The state’s list of acceptable continuing education methods has grown since the program’s inception to include service on public boards, visits to significant buildings, and other forms of learning. This natural progression of acceptable methods of learning will eventually arrive at its logical conclusion - everything you do in life contributes to learning and competence. Exactly. Continuing education cannot and should not be regulated. Licensing boards must recognize that practicing architects are professionals and are able to determine their own needs. That’s what being a professional means. Competent architects will know their limits and expand their horizons as they see fit. Incompetent architects will fail and then, and only then, should their license be revoked.

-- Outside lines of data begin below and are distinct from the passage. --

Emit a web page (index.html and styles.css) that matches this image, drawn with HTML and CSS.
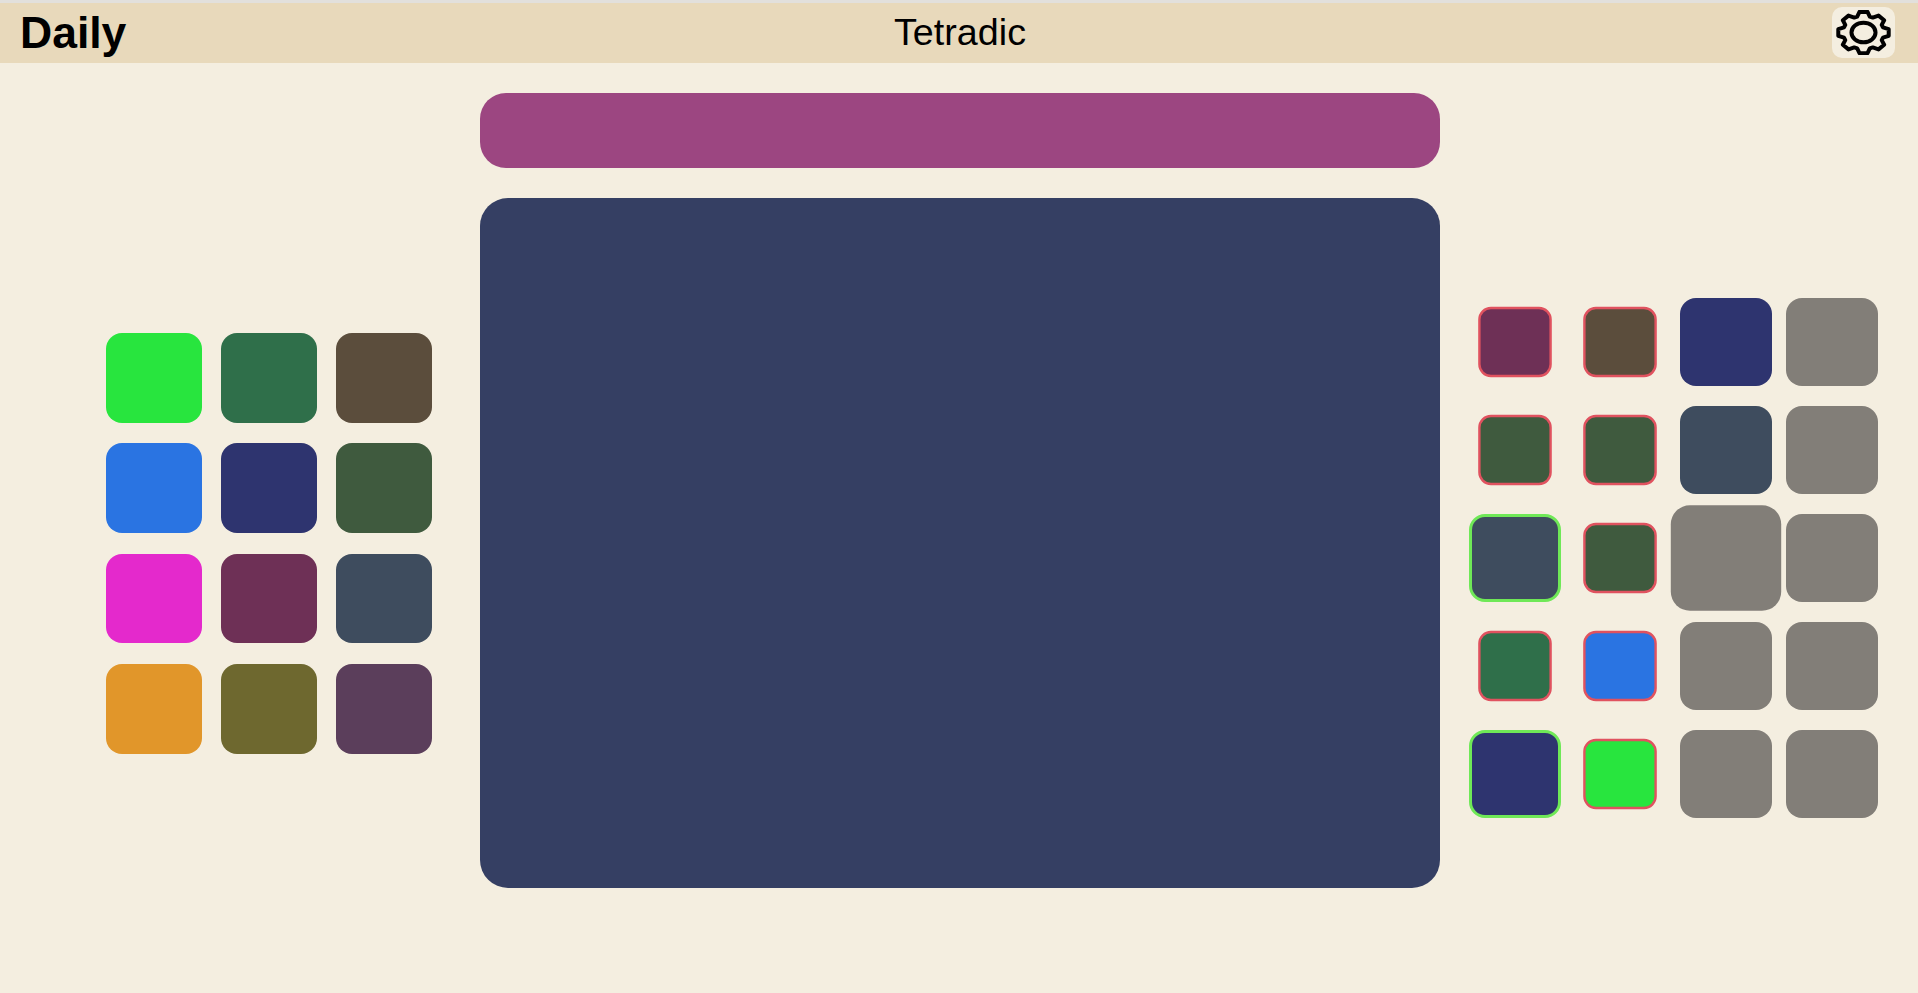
FILE: index.html
```html
<!DOCTYPE html>
<html lang="en">
<head>
<meta charset="utf-8">
<title>Daily - Tetradic</title>
<link rel="stylesheet" href="styles.css">
</head>
<body>
<header class="topbar">
  <h1 class="brand">Daily</h1>
  <div class="mode">Tetradic</div>
  <button class="gear" aria-label="Settings">
    <svg class="gear-icon" viewBox="0 0 48 48" preserveAspectRatio="none">
      <path vector-effect="non-scaling-stroke" d="M18.5 7L20.5 2H27.5L29.5 7L32.13 8.09L37.08 5.97L42.03 10.92L39.91 15.87L41 18.5L46 20.5V27.5L41 29.5L39.91 32.13L42.03 37.08L37.08 42.03L32.13 39.91L29.5 41L27.5 46H20.5L18.5 41L15.87 39.91L10.92 42.03L5.97 37.08L8.09 32.13L7 29.5L2 27.5V20.5L7 18.5L8.09 15.87L5.97 10.92L10.92 5.97L15.87 8.09Z"/>
      <circle vector-effect="non-scaling-stroke" cx="24" cy="24" r="10.5"/>
    </svg>
  </button>
</header>
<main class="stage">
  <section class="palette">
    <div class="sw c-green"></div><div class="sw c-forest2"></div><div class="sw c-brown"></div>
    <div class="sw c-blue"></div><div class="sw c-navy"></div><div class="sw c-forest"></div>
    <div class="sw c-magenta"></div><div class="sw c-plum"></div><div class="sw c-slate"></div>
    <div class="sw c-orange"></div><div class="sw c-olive"></div><div class="sw c-mauve"></div>
  </section>
  <section class="center">
    <div class="target"></div>
    <div class="canvas"></div>
  </section>
  <section class="board">
    <div class="cell c-plum wrong"></div><div class="cell c-brown wrong"></div><div class="cell c-navy"></div><div class="cell c-gray"></div>
    <div class="cell c-forest wrong"></div><div class="cell c-forest wrong"></div><div class="cell c-slate"></div><div class="cell c-gray"></div>
    <div class="cell c-slate right"></div><div class="cell c-forest wrong"></div><div class="cell c-gray active"></div><div class="cell c-gray"></div>
    <div class="cell c-forest2 wrong"></div><div class="cell c-blue wrong"></div><div class="cell c-gray"></div><div class="cell c-gray"></div>
    <div class="cell c-navy right"></div><div class="cell c-green wrong"></div><div class="cell c-gray"></div><div class="cell c-gray"></div>
  </section>
</main>
</body>
</html>
```
FILE: styles.css
```css
* { box-sizing: border-box; }
html { background: #f4eee0; }
body {
  margin: 0;
  font-family: "Liberation Sans", Arial, sans-serif;
  color: #000;
}
.topbar {
  height: 63px;
  border-top: 3px solid #e2e0dc;
  background: #e8d9bb;
  display: grid;
  grid-template-columns: 1fr auto 1fr;
  align-items: center;
  padding: 0 20px;
}
.brand { margin: 0; font-size: 44.5px; line-height: 1; font-weight: 700; }
.mode { font-size: 37.7px; line-height: 1; padding-left: 2px; }
.gear {
  justify-self: end;
  width: 63px;
  height: 51px;
  margin: -1px 3px 0 0;
  padding: 0;
  border: 0;
  border-radius: 10px;
  background: #f4eee0;
  display: flex;
  align-items: center;
  justify-content: center;
}
.gear-icon {
  display: block;
  width: 55px;
  height: 45px;
  fill: none;
  stroke: #000;
  stroke-width: 4px;
  stroke-linejoin: round;
}
.stage {
  display: grid;
  grid-template-columns: 480px 960px 478px;
  height: 930px;
}
.palette {
  display: grid;
  grid-template-columns: repeat(3, 96px);
  grid-auto-rows: 89.6px;
  gap: 20.8px 19px;
  padding: 270px 0 0 106px;
}
.center {
  display: flex;
  flex-direction: column;
  gap: 30px;
  padding-top: 30px;
}
.target { height: 75px; border-radius: 26px; background: #9c4681; }
.canvas { height: 690px; border-radius: 28px; background: #353f63; }
.sw, .cell { border-radius: 16px; }
.board {
  display: grid;
  grid-template-columns: repeat(4, 92px);
  grid-auto-rows: 87.7px;
  gap: 20.3px 13.6px;
  padding: 235.4px 0 0 28.8px;
}
.wrong { border: 3px solid #e0525f; transform: scale(.8); }
.right { border: 3px solid #6fe857; }
.active { transform: scale(1.2); }
.c-green { background: #28e53e; }
.c-forest2 { background: #2f6f4a; }
.c-brown { background: #5b4d3c; }
.c-blue { background: #2a74e2; }
.c-navy { background: #2e346f; }
.c-forest { background: #3f5a3e; }
.c-magenta { background: #e429cc; }
.c-plum { background: #6e3056; }
.c-slate { background: #3e4c5e; }
.c-orange { background: #e1962a; }
.c-olive { background: #6e682f; }
.c-mauve { background: #5b3e5b; }
.c-gray { background: #827e78; }
```
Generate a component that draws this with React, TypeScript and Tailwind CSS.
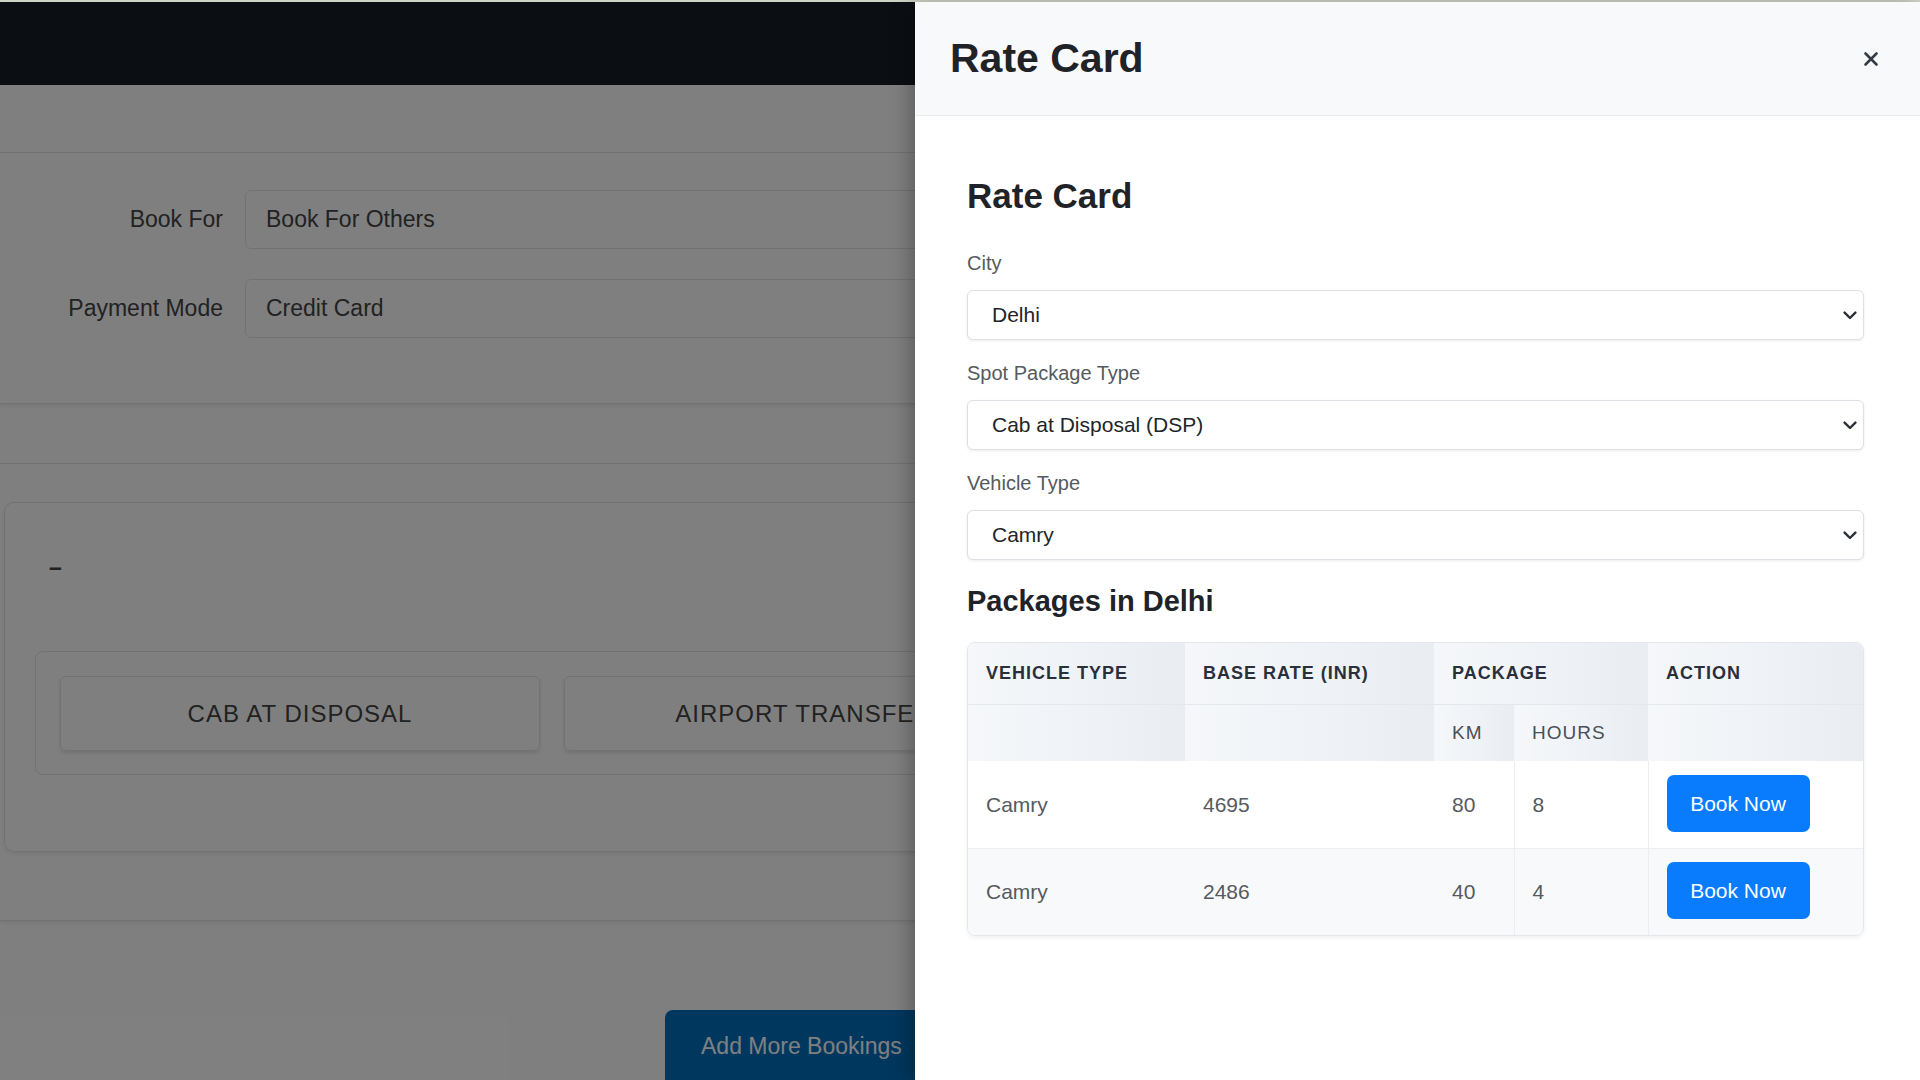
import React from "react";

function Chevron() {
  return (
    <svg width="14" height="9" viewBox="0 0 14 9" fill="none">
      <path d="M1.6 1.6 L7 7 L12.4 1.6" stroke="#2b3036" strokeWidth="2.4" strokeLinecap="round" strokeLinejoin="round" />
    </svg>
  );
}

function CloseIcon() {
  return (
    <svg width="16" height="16" viewBox="0 0 16 16" fill="none">
      <path d="M2.5 2.5 L13.5 13.5 M13.5 2.5 L2.5 13.5" stroke="#353b44" strokeWidth="2.6" strokeLinecap="round" />
    </svg>
  );
}

function FakeSelect({ value }: { value: string }) {
  return (
    <div className="flex h-[50px] w-[897px] items-center justify-between rounded-[6px] border border-[#dcdfe4] bg-white pl-[24px] pr-[6px] text-[21px] text-[#212529] shadow-[0_1px_3px_rgba(0,0,0,0.08)]">
      <span>{value}</span>
      <Chevron />
    </div>
  );
}

function Row({ label, value }: { label: string; value: string }) {
  return (
    <div className="flex items-center">
      <div className="w-[223px] text-right">{label}</div>
      <div className="ml-[22px] flex h-[59px] w-[1500px] items-center rounded-[6px] border border-[#e4e4e4] px-[20px]">
        {value}
      </div>
    </div>
  );
}

const thMain =
  "bg-linear-to-r from-[#f5f7fa] to-[#e9edf2] text-left align-middle pl-[18px] text-[18px] font-bold tracking-[1px] text-[#2a303a]";
const thSub =
  "bg-linear-to-r from-[#f5f7fa] to-[#e9edf2] text-left align-middle pl-[18px] text-[19px] font-normal tracking-[1px] text-[#4a4f57] border-t border-[#e4e8ed]";
const td = "pl-[18px] align-middle text-[21px] text-[#555a60]";

function BookNow() {
  return (
    <button className="h-[57px] w-[143px] rounded-[7px] bg-[#087cfc] text-[21px] text-white">Book Now</button>
  );
}

export default function App() {
  return (
    <div className="h-[1080px] w-[1920px] overflow-hidden bg-white font-['Liberation_Sans',Arial,Helvetica,sans-serif]">
      <div className="h-[2px] bg-[#cfd4c6]" />
      <div className="relative h-[1078px]">
        {/* underlying page */}
        <div className="text-[23px] text-[#444]">
          <div className="h-[83px] bg-[#161c26]" />
          <div className="mt-[67px] flex h-[252px] flex-col gap-[30px] border-y border-[#e4e4e4] pt-[37px] shadow-[0_2px_4px_rgba(0,0,0,0.08)]">
            <Row label="Book For" value="Book For Others" />
            <Row label="Payment Mode" value="Credit Card" />
          </div>
          <div className="mt-[59px] h-[458px] border-y border-[#e4e4e4] pl-[4px] pt-[38px] shadow-[0_2px_4px_rgba(0,0,0,0.08)]">
            <div className="h-[350px] w-[1600px] rounded-[10px] border border-[#e4e4e4] pl-[30px] pt-[50px] shadow-[0_2px_4px_rgba(0,0,0,0.08)]">
              <div className="ml-[14px] h-[28px] font-bold leading-[28px]">–</div>
              <div className="mt-[70px] flex h-[124px] w-[1500px] gap-[24px] rounded-[8px] border border-[#e4e4e4] p-[24px]">
                <div className="flex h-[75px] w-[480px] items-center justify-center rounded-[6px] border border-[#e4e4e4] text-[24px] tracking-[1px] shadow-[0_2px_4px_rgba(0,0,0,0.12)]">
                  CAB AT DISPOSAL
                </div>
                <div className="flex h-[75px] w-[480px] items-center justify-center rounded-[6px] border border-[#e4e4e4] text-[24px] tracking-[1px] shadow-[0_2px_4px_rgba(0,0,0,0.12)]">
                  AIRPORT TRANSFER
                </div>
              </div>
            </div>
          </div>
          <div className="ml-[665px] mt-[89px] h-[90px] w-[420px] rounded-t-[8px] bg-[#006ebc] pl-[36px] pt-[22px] leading-[28px] text-white">
            Add More Bookings
          </div>
        </div>

        {/* backdrop */}
        <div className="absolute inset-0 bg-black/50" />

        {/* drawer */}
        <div className="absolute bottom-0 right-0 top-0 w-[1005px] bg-white shadow-[-6px_0_18px_rgba(0,0,0,0.25)]">
          <div className="flex h-[114px] items-center justify-between border-b border-[#eaedf0] bg-[#f8f9fa] pl-[35px] pr-[41px]">
            <h1 className="text-[41px] font-bold text-[#1f2328]">Rate Card</h1>
            <CloseIcon />
          </div>
          <div className="flex flex-col pl-[52px] pt-[59px]">
            <h2 className="h-[42px] text-[35px] font-bold leading-[42px] text-[#1f2328]">Rate Card</h2>
            <label className="mb-[15px] mt-[34px] h-[24px] text-[20px] leading-[24px] text-[#555a60]">City</label>
            <FakeSelect value="Delhi" />
            <label className="mb-[15px] mt-[21px] h-[24px] text-[20px] leading-[24px] text-[#555a60]">Spot Package Type</label>
            <FakeSelect value="Cab at Disposal (DSP)" />
            <label className="mb-[15px] mt-[21px] h-[24px] text-[20px] leading-[24px] text-[#555a60]">Vehicle Type</label>
            <FakeSelect value="Camry" />
            <h3 className="mt-[24px] h-[34px] text-[29px] font-bold leading-[34px] text-[#1f2328]">Packages in Delhi</h3>
            <div className="mt-[24px] w-[897px] overflow-hidden rounded-[8px] border border-[#e3e7ec] shadow-[0_2px_4px_rgba(0,0,0,0.06)]">
              <table className="w-full table-fixed border-collapse">
                <colgroup>
                  <col className="w-[217px]" />
                  <col className="w-[249px]" />
                  <col className="w-[80px]" />
                  <col className="w-[134px]" />
                  <col className="w-[215px]" />
                </colgroup>
                <thead>
                  <tr className="h-[61px]">
                    <th className={thMain}>VEHICLE TYPE</th>
                    <th className={thMain}>BASE RATE (INR)</th>
                    <th className={thMain} colSpan={2}>PACKAGE</th>
                    <th className={thMain}>ACTION</th>
                  </tr>
                  <tr className="h-[57px]">
                    <th className={thSub}></th>
                    <th className={thSub}></th>
                    <th className={thSub}>KM</th>
                    <th className={thSub}>HOURS</th>
                    <th className={thSub}></th>
                  </tr>
                </thead>
                <tbody>
                  <tr className="h-[87px] bg-white">
                    <td className={td}>Camry</td>
                    <td className={td}>4695</td>
                    <td className={td}>80</td>
                    <td className={td + " border-l border-[#eceef1]"}>8</td>
                    <td className={"pl-[18px] pb-[2px] align-middle border-l border-[#eceef1]"}>
                      <BookNow />
                    </td>
                  </tr>
                  <tr className="h-[87px] border-t border-[#eceef1] bg-[#f8f9fb]">
                    <td className={td}>Camry</td>
                    <td className={td}>2486</td>
                    <td className={td}>40</td>
                    <td className={td + " border-l border-[#eceef1]"}>4</td>
                    <td className={"pl-[18px] pb-[2px] align-middle border-l border-[#eceef1]"}>
                      <BookNow />
                    </td>
                  </tr>
                </tbody>
              </table>
            </div>
          </div>
        </div>
      </div>
    </div>
  );
}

MCE will always fall short of expectations because competency is proven by performance, not speculation. Knowledge through mandatory continuing education does not necessarily translate into action. We don’t have any law about that. I fully expect that any call to repeal MCE will be met with additional rules and threats to demand retesting for competency. These ideas should always be challenged. The purpose of the Board should be to establish one minimum standard of competency for an architect's license. Beyond that point, it is up to the clients, the public, and the architects themselves to determine competency, scope of practice and level of excellence they wish to achieve. Simply put, an architectural license should be issued once, for life, and MCE repealed. This will save time, money, debate, and bring back the respect that the architect and the hard-earned license deserve.